Set task
Transcribe the listing in full, excluding any pictures.

Collected data

————

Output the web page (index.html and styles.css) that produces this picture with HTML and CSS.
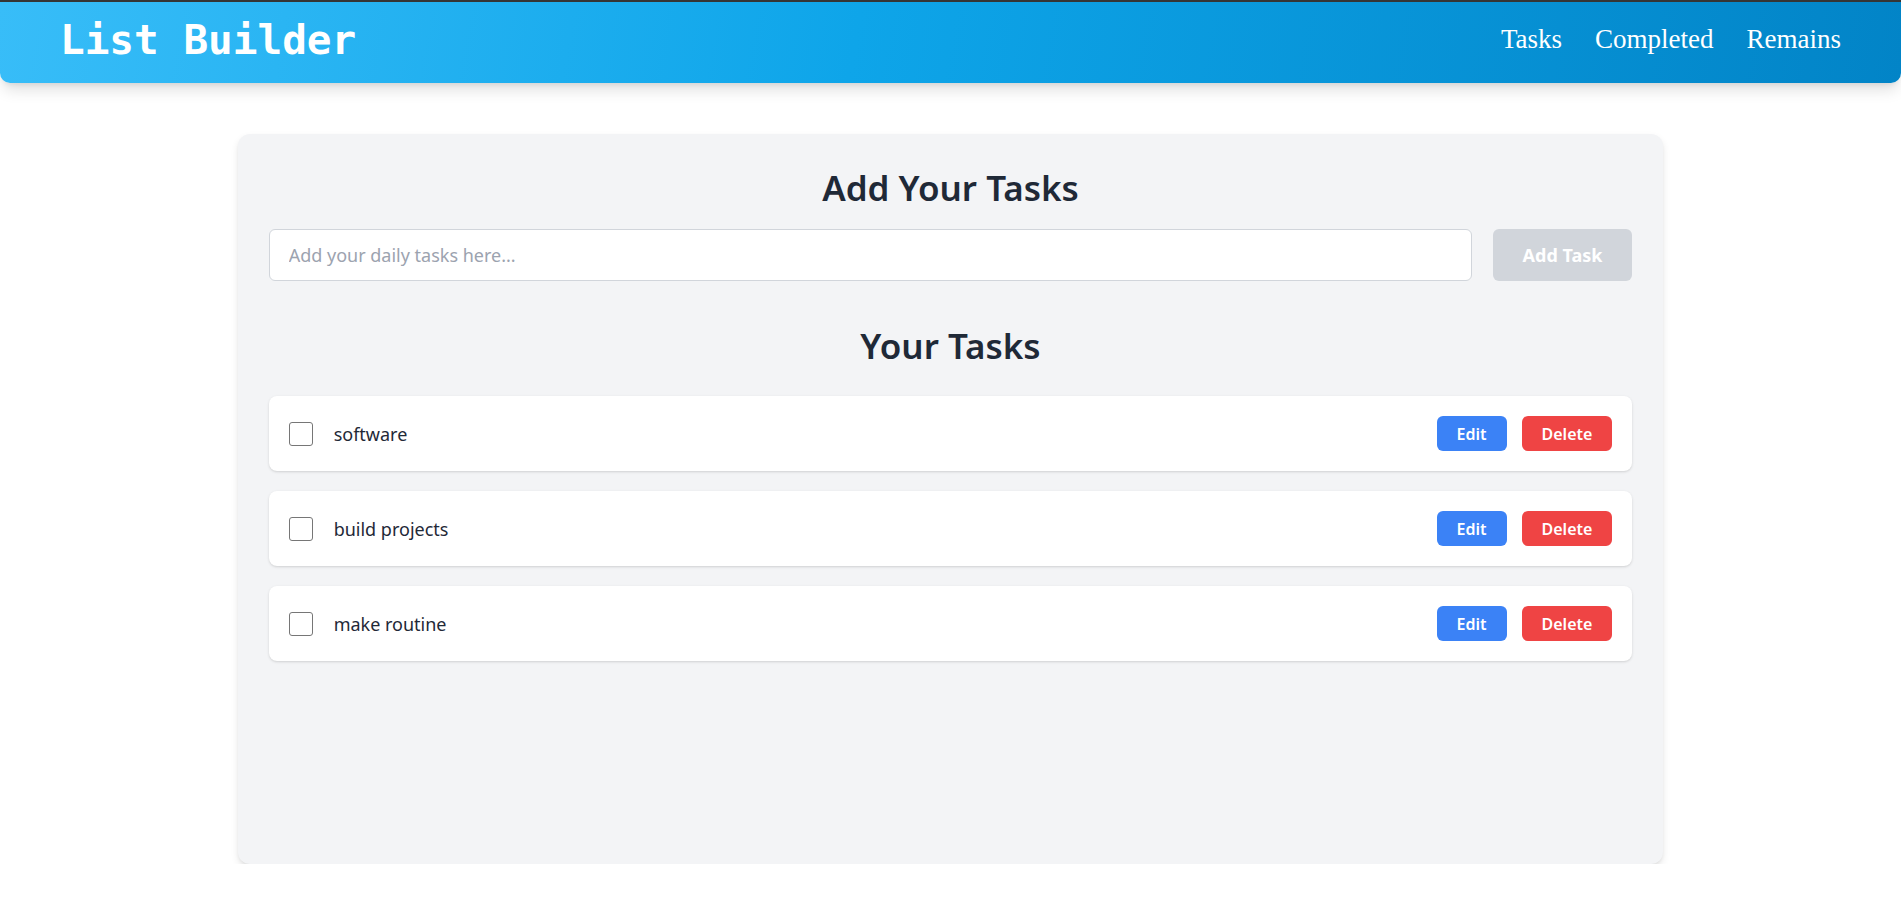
FILE: index.html
```html
<!DOCTYPE html>
<html lang="en">
<head>
<meta charset="utf-8">
<title>List Builder</title>
<link rel="stylesheet" href="styles.css">
</head>
<body>
<div class="topline"></div>
<header class="header">
  <h1 class="brand">List Builder</h1>
  <nav class="nav">
    <a class="nav-link" href="#">Tasks</a>
    <a class="nav-link" href="#">Completed</a>
    <a class="nav-link" href="#">Remains</a>
  </nav>
</header>
<main class="main">
  <section class="card">
    <h2 class="title">Add Your Tasks</h2>
    <div class="add-row">
      <input class="task-input" type="text" placeholder="Add your daily tasks here...">
      <button class="add-btn" type="button">Add Task</button>
    </div>
    <h2 class="title title-list">Your Tasks</h2>
    <ul class="task-list">
      <li class="task">
        <input class="check" type="checkbox">
        <span class="task-text">software</span>
        <div class="actions">
          <button class="btn btn-edit" type="button">Edit</button>
          <button class="btn btn-delete" type="button">Delete</button>
        </div>
      </li>
      <li class="task">
        <input class="check" type="checkbox">
        <span class="task-text">build projects</span>
        <div class="actions">
          <button class="btn btn-edit" type="button">Edit</button>
          <button class="btn btn-delete" type="button">Delete</button>
        </div>
      </li>
      <li class="task">
        <input class="check" type="checkbox">
        <span class="task-text">make routine</span>
        <div class="actions">
          <button class="btn btn-edit" type="button">Edit</button>
          <button class="btn btn-delete" type="button">Delete</button>
        </div>
      </li>
    </ul>
  </section>
</main>
</body>
</html>
```
FILE: styles.css
```css
* { box-sizing: border-box; }
html, body { margin: 0; padding: 0; }
body {
  background: #ffffff;
  font-family: "Noto Sans", "Open Sans", sans-serif;
  color: #1f2937;
}
.topline { height: 2px; background: #353535; }
.header {
  height: 81px;
  display: flex;
  align-items: center;
  justify-content: space-between;
  padding: 0 60px 6px 60px;
  background: linear-gradient(100deg, #38bdf8 0%, #0ea5e9 45%, #0284c7 100%);
  border-radius: 0 0 10px 10px;
  box-shadow: 0 10px 15px -3px rgba(0,0,0,0.12), 0 4px 6px -4px rgba(0,0,0,0.12);
}
.brand {
  margin: 0;
  font-family: "DejaVu Sans Mono", monospace;
  font-weight: 700;
  font-size: 41px;
  color: #ffffff;
}
.nav { display: flex; gap: 33px; }
.nav-link {
  font-family: "Liberation Serif", serif;
  font-size: 27px;
  color: #ffffff;
  text-decoration: none;
}
.main { padding-top: 51px; }
.card {
  width: 75%;
  height: 730px;
  margin: 0 auto;
  padding: 32px 31px;
  background: #f3f4f6;
  border-radius: 12px;
  box-shadow: 0 4px 8px -1px rgba(0,0,0,0.12), 0 2px 4px -2px rgba(0,0,0,0.12);
}
.title {
  margin: 0 0 19px;
  text-align: center;
  font-size: 35px;
  font-weight: 600;
  line-height: 44px;
  color: #1f2937;
}
.title-list { margin: 43px 0 28px; }
.add-row { display: flex; gap: 21px; }
.task-input {
  flex: 1;
  height: 52px;
  padding: 0 19px;
  border: 1px solid #d1d5db;
  border-radius: 6px;
  background: #ffffff;
  font-family: "Noto Sans", sans-serif;
  font-size: 18px;
  color: #1f2937;
  outline: none;
}
.task-input::placeholder { color: #9ca3af; }
.add-btn {
  height: 52px;
  padding: 0 30px;
  border: none;
  border-radius: 6px;
  background: #d1d5db;
  color: #ffffff;
  font-family: "Noto Sans", sans-serif;
  font-size: 18px;
  font-weight: 700;
}
.task-list {
  list-style: none;
  margin: 0;
  padding: 0;
  display: flex;
  flex-direction: column;
  gap: 20px;
}
.task {
  height: 75px;
  display: flex;
  align-items: center;
  padding: 0 20px;
  background: #ffffff;
  border-radius: 8px;
  box-shadow: 0 1px 3px rgba(0,0,0,0.12), 0 1px 2px -1px rgba(0,0,0,0.1);
}
.check {
  appearance: none;
  -webkit-appearance: none;
  width: 24px;
  height: 24px;
  margin: 0;
  border: 1.5px solid #767676;
  border-radius: 3px;
  background: #ffffff;
}
.task-text {
  margin-left: 21px;
  font-size: 18px;
  color: #1f2937;
  flex: 1;
}
.actions { display: flex; gap: 15px; }
.btn {
  height: 35px;
  padding: 0 20px;
  border: none;
  border-radius: 6px;
  color: #ffffff;
  font-family: "Noto Sans", sans-serif;
  font-size: 16px;
  font-weight: 600;
}
.btn-edit { background: #3b82f6; }
.btn-delete { background: #ef4444; }
```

————

Exercise response
Output the web page (index.html and styles.css) that produces this picture with HTML and CSS.
FILE: index.html
```html
<!DOCTYPE html>
<html lang="en">
<head>
<meta charset="utf-8">
<title>List Builder</title>
<link rel="stylesheet" href="styles.css">
</head>
<body>
<div class="topline"></div>
<header class="header">
  <h1 class="brand">List Builder</h1>
  <nav class="nav">
    <a class="nav-link" href="#">Tasks</a>
    <a class="nav-link" href="#">Completed</a>
    <a class="nav-link" href="#">Remains</a>
  </nav>
</header>
<main class="main">
  <section class="card">
    <h2 class="title">Add Your Tasks</h2>
    <div class="add-row">
      <input class="task-input" type="text" placeholder="Add your daily tasks here...">
      <button class="add-btn" type="button">Add Task</button>
    </div>
    <h2 class="title title-list">Your Tasks</h2>
    <ul class="task-list">
      <li class="task">
        <input class="check" type="checkbox">
        <span class="task-text">software</span>
        <div class="actions">
          <button class="btn btn-edit" type="button">Edit</button>
          <button class="btn btn-delete" type="button">Delete</button>
        </div>
      </li>
      <li class="task">
        <input class="check" type="checkbox">
        <span class="task-text">build projects</span>
        <div class="actions">
          <button class="btn btn-edit" type="button">Edit</button>
          <button class="btn btn-delete" type="button">Delete</button>
        </div>
      </li>
      <li class="task">
        <input class="check" type="checkbox">
        <span class="task-text">make routine</span>
        <div class="actions">
          <button class="btn btn-edit" type="button">Edit</button>
          <button class="btn btn-delete" type="button">Delete</button>
        </div>
      </li>
    </ul>
  </section>
</main>
</body>
</html>
```
FILE: styles.css
```css
* { box-sizing: border-box; }
html, body { margin: 0; padding: 0; }
body {
  background: #ffffff;
  font-family: "Noto Sans", "Open Sans", sans-serif;
  color: #1f2937;
}
.topline { height: 2px; background: #353535; }
.header {
  height: 81px;
  display: flex;
  align-items: center;
  justify-content: space-between;
  padding: 0 60px 6px 60px;
  background: linear-gradient(100deg, #38bdf8 0%, #0ea5e9 45%, #0284c7 100%);
  border-radius: 0 0 10px 10px;
  box-shadow: 0 10px 15px -3px rgba(0,0,0,0.12), 0 4px 6px -4px rgba(0,0,0,0.12);
}
.brand {
  margin: 0;
  font-family: "DejaVu Sans Mono", monospace;
  font-weight: 700;
  font-size: 41px;
  color: #ffffff;
}
.nav { display: flex; gap: 33px; }
.nav-link {
  font-family: "Liberation Serif", serif;
  font-size: 27px;
  color: #ffffff;
  text-decoration: none;
}
.main { padding-top: 51px; }
.card {
  width: 75%;
  height: 730px;
  margin: 0 auto;
  padding: 32px 31px;
  background: #f3f4f6;
  border-radius: 12px;
  box-shadow: 0 4px 8px -1px rgba(0,0,0,0.12), 0 2px 4px -2px rgba(0,0,0,0.12);
}
.title {
  margin: 0 0 19px;
  text-align: center;
  font-size: 35px;
  font-weight: 600;
  line-height: 44px;
  color: #1f2937;
}
.title-list { margin: 43px 0 28px; }
.add-row { display: flex; gap: 21px; }
.task-input {
  flex: 1;
  height: 52px;
  padding: 0 19px;
  border: 1px solid #d1d5db;
  border-radius: 6px;
  background: #ffffff;
  font-family: "Noto Sans", sans-serif;
  font-size: 18px;
  color: #1f2937;
  outline: none;
}
.task-input::placeholder { color: #9ca3af; }
.add-btn {
  height: 52px;
  padding: 0 30px;
  border: none;
  border-radius: 6px;
  background: #d1d5db;
  color: #ffffff;
  font-family: "Noto Sans", sans-serif;
  font-size: 18px;
  font-weight: 700;
}
.task-list {
  list-style: none;
  margin: 0;
  padding: 0;
  display: flex;
  flex-direction: column;
  gap: 20px;
}
.task {
  height: 75px;
  display: flex;
  align-items: center;
  padding: 0 20px;
  background: #ffffff;
  border-radius: 8px;
  box-shadow: 0 1px 3px rgba(0,0,0,0.12), 0 1px 2px -1px rgba(0,0,0,0.1);
}
.check {
  appearance: none;
  -webkit-appearance: none;
  width: 24px;
  height: 24px;
  margin: 0;
  border: 1.5px solid #767676;
  border-radius: 3px;
  background: #ffffff;
}
.task-text {
  margin-left: 21px;
  font-size: 18px;
  color: #1f2937;
  flex: 1;
}
.actions { display: flex; gap: 15px; }
.btn {
  height: 35px;
  padding: 0 20px;
  border: none;
  border-radius: 6px;
  color: #ffffff;
  font-family: "Noto Sans", sans-serif;
  font-size: 16px;
  font-weight: 600;
}
.btn-edit { background: #3b82f6; }
.btn-delete { background: #ef4444; }
```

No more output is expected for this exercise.